»1648. Но из этого, по мнению французского философа, никак не следует, что анализ физических явлений должен сводиться к их описанию (словесному или математическому), не затрагивая их причин.
Декарт упрекал Галилея в том, что тот вывел свой закон свободного падения из самого явления, а не из его причины, которую итальянский физик не знал. Сам Галилей хорошо понимал это обстоятельство, что видно их следующего фрагмента «Dialogo»:
Сальвиати. <…> Что именно движет частицы Земли вниз?
Симпличио. Причина этого явления общеизвестна, и всякий знает, что это тяжесть.
Сальвиати. Вы ошибаетесь, синьор Симпличио, вы должны были бы сказать – всякий знает, что это называется тяжестью, но я вас спрашиваю не о названии, а о сущности вещи1649.

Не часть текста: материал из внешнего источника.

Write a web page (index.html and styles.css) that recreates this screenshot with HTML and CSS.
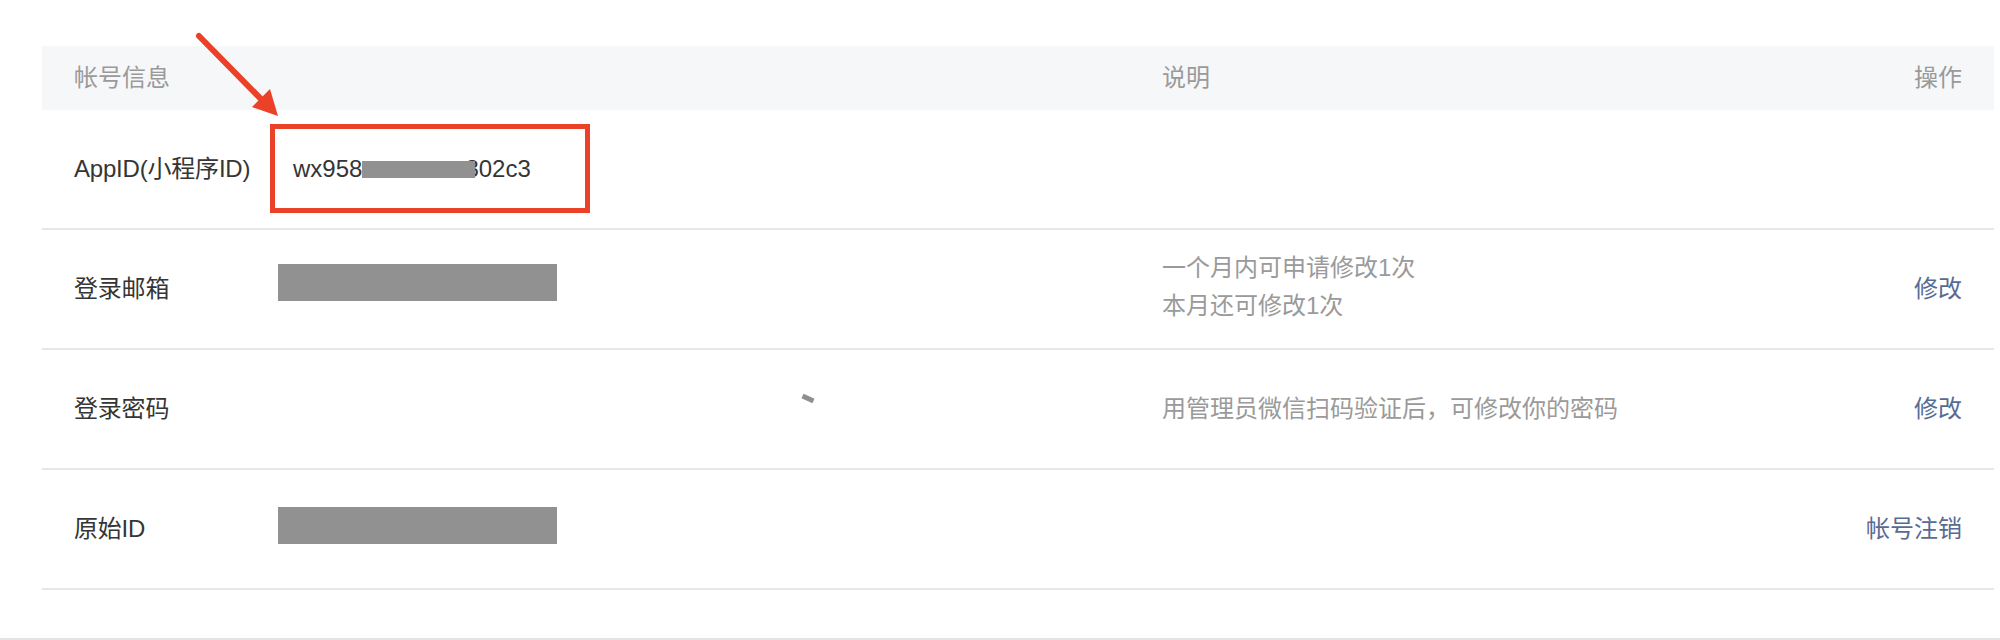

Однако дальше констатации этого обстоятельства герои Галилеева «Dialogo» не пошли, что категорически не устраивало Декарта. Французский мыслитель полагал, что подход Галилея, допускавший оперирование силой (или более общо – причиной), природа которой остается невыясненной, должен быть заменен иным подходом, более строгим, последовательным и систематическим, предполагающим выявление истинных и достоверных причин явлений. Иными словами, Декарт считал возможным и необходимым распространить математически строгий подход на рассмотрение всех природных явлений. Для этого, по его мнению, следовало исключить из рассуждений о природе все концепции, которые:
– не могут быть ясно и отчетливо определены;
– несовместимы с контактным действием, рассматриваемым как универсальная причина любых природных изменений1650.
За этими требованиями стояла убежденность Декарта в том, что рациональное знание обязательно включает в себя знание своих собственных оснований.
В силу сказанного Декарт отрицал правомерность использования понятия пустоты в рассуждениях о физическом мире, поскольку, допуская пустоту, мы допускаем возможность действия на расстоянии (действия «через пустоту»), что в свою очередь ведет к признанию неких оккультных или магических сил или «влияний». Поэтому Декарт видел свою задачу в создании механической теории движения тел, в том числе и теории свободного падения. Следовательно, тяжесть тела не может рассматриваться ни как свойство, присущее материи, это тело образующей, как полагал Аристотель, ни как результат притяжения Земли, как предполагал, к примеру, Бекман. Декарт предложил теорию свободного падения, построенную на концепции контактного взаимодействия тел и теории вихрей.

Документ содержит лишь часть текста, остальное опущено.